Es gibt schon viele Kaufinteressenten, denn die Hälfte der Grundstücke unterliegen der sogenannten „Einheimischensicherung“, das heißt, sie werden vorrangig an Ortsansässige vergeben – und dazu noch zu einem Preis, der 20 Prozent unter dem üblichen Verkaufswert liegt. „Dass wir so viele Anfragen haben, hat wahrscheinlich mehrere Gründe“, sagt Heiler. Zum einen seien die Menschen durch die Euro-Krise verunsichert und versuchten, ihr Erspartes in Immobilien zu stecken. Zum anderen sei Grafing ein attraktiver Ort zum Leben, mit guter Infrastruktur und Anbindung an München. „Wir können und möchten den Bedarf an Wohnraum aber nur organisch decken“, so der Bürgermeister. Grafing betreibe „eine Siedlungspolitik im gesunden und vernünftigen Maßstab, ohne sprunghaften Bevölkerungszuwachs“. Zu Beginn von Heilers Amtszeit 1996 hatte Grafing etwa 11.300 Einwohner, aktuell sind es rund 13.000, das entspreche einem Zuwachs von gerade einmal einem Prozent pro Jahr. „Und wenn Leute herziehen, dann sind es meistens junge Familien und somit Steuerzahler – das ist gut für die Stadtkasse“. Grafing könnte leicht weitere Baugebiete am Ortsrand ausweisen, die sicher Abnehmer fänden, „aber damit schaffen wir uns nur selbst Probleme“, sagt Heiler. Die Infrastruktur könne nicht so schnell mitwachsen und das größte Problem der Stadt, der Verkehr, müsse man nicht noch zusätzlich nähren.

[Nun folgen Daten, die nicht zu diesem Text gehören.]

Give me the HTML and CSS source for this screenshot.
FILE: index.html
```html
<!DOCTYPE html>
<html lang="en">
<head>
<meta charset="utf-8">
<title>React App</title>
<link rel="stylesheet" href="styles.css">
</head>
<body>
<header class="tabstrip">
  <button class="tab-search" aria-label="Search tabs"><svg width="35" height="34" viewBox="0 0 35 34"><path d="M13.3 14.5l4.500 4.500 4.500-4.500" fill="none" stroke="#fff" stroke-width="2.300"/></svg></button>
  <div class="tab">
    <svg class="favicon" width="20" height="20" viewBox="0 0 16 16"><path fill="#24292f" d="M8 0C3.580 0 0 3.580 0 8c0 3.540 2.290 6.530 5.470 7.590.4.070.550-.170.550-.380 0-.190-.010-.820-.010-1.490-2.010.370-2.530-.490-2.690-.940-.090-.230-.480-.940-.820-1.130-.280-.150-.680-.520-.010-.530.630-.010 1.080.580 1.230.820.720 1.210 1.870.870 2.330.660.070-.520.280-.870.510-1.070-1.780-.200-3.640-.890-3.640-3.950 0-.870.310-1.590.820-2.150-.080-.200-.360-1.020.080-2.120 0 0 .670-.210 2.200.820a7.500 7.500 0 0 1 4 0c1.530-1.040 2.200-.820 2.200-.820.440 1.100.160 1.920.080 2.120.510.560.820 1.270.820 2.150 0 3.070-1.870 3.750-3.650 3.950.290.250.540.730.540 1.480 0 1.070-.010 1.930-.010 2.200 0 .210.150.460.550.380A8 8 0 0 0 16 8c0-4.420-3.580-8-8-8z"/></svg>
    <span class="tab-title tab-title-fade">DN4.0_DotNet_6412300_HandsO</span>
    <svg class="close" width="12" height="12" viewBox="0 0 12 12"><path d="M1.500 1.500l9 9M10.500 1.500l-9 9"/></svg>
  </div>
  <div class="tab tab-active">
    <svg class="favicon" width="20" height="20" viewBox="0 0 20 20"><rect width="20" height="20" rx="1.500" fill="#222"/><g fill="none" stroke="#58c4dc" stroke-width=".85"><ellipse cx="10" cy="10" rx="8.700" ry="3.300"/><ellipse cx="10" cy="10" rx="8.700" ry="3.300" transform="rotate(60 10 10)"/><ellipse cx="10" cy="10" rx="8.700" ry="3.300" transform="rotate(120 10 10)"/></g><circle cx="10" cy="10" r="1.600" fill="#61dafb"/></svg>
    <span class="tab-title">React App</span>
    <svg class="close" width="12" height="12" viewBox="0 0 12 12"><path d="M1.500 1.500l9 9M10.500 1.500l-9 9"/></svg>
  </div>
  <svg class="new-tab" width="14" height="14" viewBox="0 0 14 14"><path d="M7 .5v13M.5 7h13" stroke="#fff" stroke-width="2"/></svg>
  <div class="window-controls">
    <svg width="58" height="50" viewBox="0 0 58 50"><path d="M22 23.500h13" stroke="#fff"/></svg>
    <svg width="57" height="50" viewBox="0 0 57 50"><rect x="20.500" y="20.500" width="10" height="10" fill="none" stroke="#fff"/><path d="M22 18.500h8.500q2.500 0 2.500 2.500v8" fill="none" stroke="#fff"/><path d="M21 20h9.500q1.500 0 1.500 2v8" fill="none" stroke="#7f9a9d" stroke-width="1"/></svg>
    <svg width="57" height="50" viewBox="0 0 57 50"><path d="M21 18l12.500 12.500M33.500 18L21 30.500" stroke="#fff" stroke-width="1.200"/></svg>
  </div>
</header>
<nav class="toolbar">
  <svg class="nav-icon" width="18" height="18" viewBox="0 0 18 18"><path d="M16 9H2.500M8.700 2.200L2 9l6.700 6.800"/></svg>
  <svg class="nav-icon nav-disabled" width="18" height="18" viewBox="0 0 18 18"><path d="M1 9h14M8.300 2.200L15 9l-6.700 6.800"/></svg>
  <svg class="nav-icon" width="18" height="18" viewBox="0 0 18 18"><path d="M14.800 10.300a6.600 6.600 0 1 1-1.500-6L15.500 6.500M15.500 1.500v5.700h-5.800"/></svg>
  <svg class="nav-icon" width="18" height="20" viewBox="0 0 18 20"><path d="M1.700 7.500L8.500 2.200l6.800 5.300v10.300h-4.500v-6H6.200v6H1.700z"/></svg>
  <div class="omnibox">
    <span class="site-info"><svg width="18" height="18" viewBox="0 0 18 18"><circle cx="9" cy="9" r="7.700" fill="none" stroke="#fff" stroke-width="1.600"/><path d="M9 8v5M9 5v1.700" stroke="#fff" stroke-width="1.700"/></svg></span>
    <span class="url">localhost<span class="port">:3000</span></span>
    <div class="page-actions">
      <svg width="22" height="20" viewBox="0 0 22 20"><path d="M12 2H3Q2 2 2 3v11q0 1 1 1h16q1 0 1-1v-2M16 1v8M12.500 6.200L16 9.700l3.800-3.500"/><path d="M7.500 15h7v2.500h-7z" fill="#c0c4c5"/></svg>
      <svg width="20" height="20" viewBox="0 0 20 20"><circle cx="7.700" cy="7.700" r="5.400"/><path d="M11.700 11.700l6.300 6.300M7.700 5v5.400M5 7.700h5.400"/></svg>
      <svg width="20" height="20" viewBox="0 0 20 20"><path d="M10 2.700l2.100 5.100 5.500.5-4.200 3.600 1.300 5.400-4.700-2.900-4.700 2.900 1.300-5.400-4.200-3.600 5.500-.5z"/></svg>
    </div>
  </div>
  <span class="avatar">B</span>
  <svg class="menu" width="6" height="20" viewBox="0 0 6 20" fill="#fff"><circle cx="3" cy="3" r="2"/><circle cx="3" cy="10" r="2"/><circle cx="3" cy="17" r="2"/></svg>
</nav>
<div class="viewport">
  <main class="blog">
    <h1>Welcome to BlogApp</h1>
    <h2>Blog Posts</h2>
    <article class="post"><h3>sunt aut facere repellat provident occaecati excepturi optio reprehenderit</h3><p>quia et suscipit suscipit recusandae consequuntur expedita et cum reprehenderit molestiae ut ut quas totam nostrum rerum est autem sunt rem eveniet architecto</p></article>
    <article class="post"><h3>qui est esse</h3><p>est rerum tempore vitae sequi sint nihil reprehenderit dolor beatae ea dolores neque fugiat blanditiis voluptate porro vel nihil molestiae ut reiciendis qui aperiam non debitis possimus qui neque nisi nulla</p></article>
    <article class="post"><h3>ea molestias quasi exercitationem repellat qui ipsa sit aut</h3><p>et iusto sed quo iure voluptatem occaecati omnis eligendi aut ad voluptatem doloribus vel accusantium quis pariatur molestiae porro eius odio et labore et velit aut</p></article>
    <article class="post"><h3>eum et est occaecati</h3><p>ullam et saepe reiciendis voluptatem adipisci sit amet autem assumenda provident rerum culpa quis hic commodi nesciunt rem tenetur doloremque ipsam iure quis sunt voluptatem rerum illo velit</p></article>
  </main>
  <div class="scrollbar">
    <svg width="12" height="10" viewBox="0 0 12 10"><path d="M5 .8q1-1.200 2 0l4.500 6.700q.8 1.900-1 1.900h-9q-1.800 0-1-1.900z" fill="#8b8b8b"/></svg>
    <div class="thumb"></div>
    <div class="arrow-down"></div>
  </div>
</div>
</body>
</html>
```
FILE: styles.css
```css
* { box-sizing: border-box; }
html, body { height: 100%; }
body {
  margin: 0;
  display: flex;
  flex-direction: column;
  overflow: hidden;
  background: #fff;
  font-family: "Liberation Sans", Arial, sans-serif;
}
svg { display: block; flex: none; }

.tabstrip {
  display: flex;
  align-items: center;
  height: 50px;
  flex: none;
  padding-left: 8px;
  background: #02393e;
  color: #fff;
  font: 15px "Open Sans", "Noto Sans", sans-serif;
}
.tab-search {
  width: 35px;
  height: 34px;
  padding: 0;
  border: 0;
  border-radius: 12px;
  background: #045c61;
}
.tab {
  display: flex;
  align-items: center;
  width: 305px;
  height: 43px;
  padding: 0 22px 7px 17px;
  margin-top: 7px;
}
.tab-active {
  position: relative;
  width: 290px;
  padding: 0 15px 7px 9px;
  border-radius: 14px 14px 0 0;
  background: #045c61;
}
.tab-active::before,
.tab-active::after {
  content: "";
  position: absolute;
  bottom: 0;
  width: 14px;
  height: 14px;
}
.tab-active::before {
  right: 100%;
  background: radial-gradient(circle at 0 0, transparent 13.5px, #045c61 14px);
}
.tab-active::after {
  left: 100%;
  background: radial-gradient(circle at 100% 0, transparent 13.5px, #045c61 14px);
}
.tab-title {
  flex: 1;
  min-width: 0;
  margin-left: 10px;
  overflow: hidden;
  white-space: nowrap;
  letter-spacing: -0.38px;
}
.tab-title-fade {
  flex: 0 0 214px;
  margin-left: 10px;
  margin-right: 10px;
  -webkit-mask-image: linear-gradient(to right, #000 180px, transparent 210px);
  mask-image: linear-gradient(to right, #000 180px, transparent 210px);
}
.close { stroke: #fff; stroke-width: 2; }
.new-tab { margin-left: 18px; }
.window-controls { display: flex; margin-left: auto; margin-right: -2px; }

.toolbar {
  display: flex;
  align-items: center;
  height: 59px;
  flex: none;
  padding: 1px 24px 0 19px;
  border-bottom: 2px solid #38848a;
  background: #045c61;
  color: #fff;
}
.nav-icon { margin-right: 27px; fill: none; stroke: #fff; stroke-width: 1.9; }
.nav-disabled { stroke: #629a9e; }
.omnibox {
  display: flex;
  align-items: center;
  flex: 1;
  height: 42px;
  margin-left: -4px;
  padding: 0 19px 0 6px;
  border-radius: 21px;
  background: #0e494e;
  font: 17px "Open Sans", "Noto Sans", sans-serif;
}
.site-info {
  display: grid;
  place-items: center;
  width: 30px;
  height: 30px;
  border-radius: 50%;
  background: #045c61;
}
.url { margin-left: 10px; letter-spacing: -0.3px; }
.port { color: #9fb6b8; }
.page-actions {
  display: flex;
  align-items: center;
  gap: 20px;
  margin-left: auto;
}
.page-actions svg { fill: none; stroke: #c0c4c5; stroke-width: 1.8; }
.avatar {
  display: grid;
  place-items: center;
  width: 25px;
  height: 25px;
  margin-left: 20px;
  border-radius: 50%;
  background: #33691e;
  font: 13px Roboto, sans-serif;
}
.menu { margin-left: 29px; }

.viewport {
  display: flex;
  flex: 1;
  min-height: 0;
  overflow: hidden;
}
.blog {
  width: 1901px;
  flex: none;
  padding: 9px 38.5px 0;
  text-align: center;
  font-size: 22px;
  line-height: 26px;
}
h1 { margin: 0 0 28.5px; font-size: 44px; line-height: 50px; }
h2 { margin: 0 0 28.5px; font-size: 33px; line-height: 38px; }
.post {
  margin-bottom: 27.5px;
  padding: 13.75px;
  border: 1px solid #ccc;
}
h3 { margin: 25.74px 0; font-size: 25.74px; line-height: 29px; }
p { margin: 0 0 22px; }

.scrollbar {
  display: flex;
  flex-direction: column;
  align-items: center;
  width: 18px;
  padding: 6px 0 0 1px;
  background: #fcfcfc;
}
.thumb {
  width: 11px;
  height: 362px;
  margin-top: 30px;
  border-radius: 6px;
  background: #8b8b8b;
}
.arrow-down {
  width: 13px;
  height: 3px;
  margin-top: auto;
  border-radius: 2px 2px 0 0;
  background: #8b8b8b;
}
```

Die neuen Bewohner der Wolfsschlucht könnten dieses Thema auch zu spüren bekommen. Das „Qualitätsgrundstück in Bestlage“, wie Bauamtsleiter Josef Niedermaier es bezeichnete, mit dem lauschigen Weiher „Melak“ in der Nähe, ist kein besonders ruhiger Ort. Zwar sei von der Schießanlage an der Nettelkofener Straße oder dem Tennisplatz keine Lärmbelästigung zu befürchten, aber der Verkehr auf der Bernauerstraße könnte für die Anwohner unangenehm werden. Derzeit sind dort täglich rund 3.000 Kraftfahrzeuge unterwegs, einer Prognose zufolge könnte die Zahl bis zum Jahr 2025 auf 3.500 ansteigen. Trotz der geplanten Ortsumfahrung Grafing. Seit 13. August läuft die Bürgerbeteiligung zur „Wolfsschlucht“, bis etwa 21. September liegen die Planungsunterlagen öffentlich im Rathaus aus und sind im Internet eingestellt. Der Bürgermeister rechnet damit, dass es noch ein Jahr dauern wird, bis die endgültige Planung im Bauausschuss abgesegnet wird. „Wir bitten dringend, von Nachfragen abzusehen, bisher ist die Stadt noch nicht in der Lage, Details zur Umsetzung der Einheimischenregelung zu nennen. Wir gehen aber davon aus, dass der Stadtrat für den Verkauf eine Zuteilungsreihenfolge unter den Bewerbern bestimmen wird. Aber auch hierfür sind die Kriterien erst noch festzulegen“, so Bürgermeister Rudolf Heiler.